■ **Exercise description**
Search the material for the word "React" and report each line where it turns up.
=== Collected material ===
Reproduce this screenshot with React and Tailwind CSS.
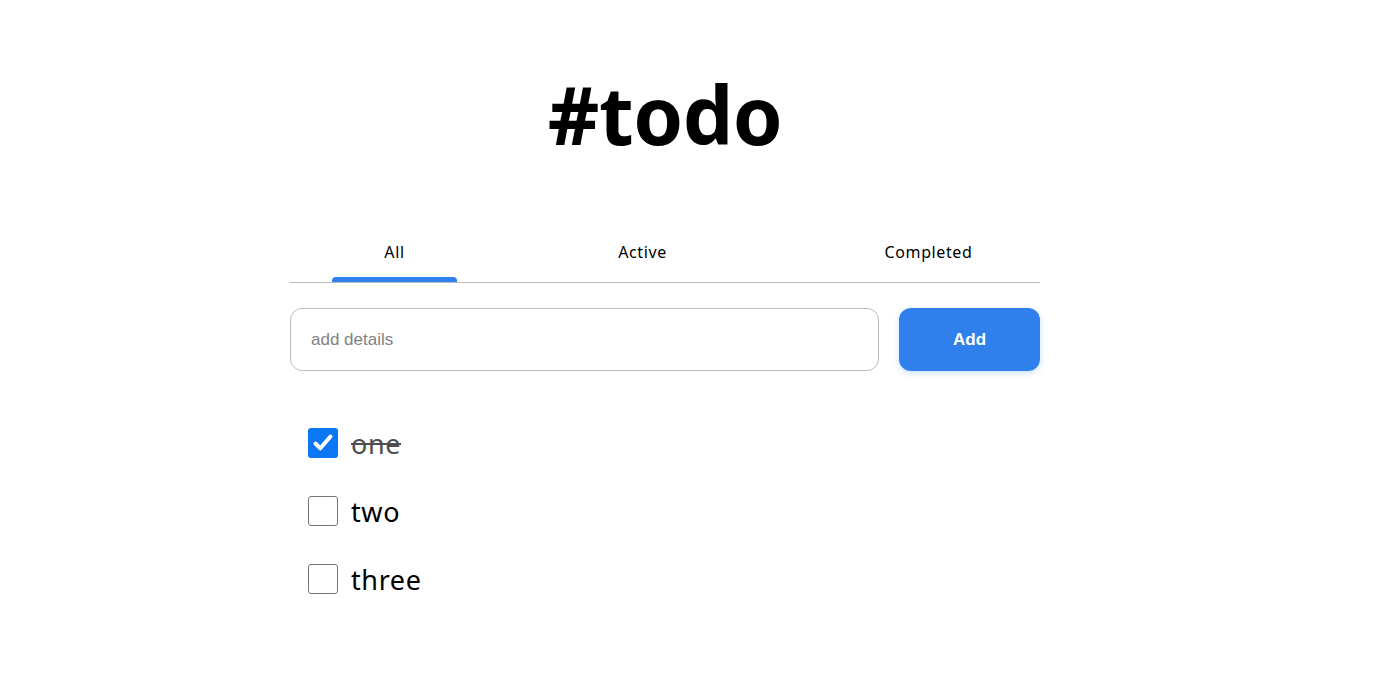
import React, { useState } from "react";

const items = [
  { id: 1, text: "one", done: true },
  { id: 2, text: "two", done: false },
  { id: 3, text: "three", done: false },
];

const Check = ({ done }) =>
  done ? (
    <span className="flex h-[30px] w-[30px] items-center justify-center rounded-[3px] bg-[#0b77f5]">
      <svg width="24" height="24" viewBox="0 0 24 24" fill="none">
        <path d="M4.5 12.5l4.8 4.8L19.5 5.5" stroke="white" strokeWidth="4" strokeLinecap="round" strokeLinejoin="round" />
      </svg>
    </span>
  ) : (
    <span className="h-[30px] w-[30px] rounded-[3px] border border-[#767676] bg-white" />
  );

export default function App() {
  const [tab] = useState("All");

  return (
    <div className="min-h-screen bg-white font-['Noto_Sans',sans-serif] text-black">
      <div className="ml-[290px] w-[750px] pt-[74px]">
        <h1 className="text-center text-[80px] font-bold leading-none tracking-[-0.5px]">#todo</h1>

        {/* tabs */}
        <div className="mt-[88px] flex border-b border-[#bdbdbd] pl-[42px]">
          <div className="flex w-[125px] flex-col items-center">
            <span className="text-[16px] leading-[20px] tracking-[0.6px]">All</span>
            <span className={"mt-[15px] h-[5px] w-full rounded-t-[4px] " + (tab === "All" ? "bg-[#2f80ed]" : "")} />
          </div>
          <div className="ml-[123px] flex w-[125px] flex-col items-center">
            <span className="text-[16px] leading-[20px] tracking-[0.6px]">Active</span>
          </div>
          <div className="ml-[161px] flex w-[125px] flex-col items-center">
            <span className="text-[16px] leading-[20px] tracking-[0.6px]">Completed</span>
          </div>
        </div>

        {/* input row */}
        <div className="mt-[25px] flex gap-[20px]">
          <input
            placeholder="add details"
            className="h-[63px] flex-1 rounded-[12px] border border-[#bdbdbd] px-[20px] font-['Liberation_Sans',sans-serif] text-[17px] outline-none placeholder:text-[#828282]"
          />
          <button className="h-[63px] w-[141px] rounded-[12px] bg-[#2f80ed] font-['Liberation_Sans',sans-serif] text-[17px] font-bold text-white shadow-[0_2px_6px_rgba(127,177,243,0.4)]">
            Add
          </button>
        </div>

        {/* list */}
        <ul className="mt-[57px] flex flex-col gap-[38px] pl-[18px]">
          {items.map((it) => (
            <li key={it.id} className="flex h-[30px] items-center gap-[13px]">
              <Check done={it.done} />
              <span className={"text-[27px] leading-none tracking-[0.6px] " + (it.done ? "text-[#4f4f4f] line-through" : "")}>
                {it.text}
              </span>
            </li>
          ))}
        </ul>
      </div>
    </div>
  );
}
===
■ **Result**
Reproduce this screenshot with React and Tailwind CSS.
import React, { useState } from "react";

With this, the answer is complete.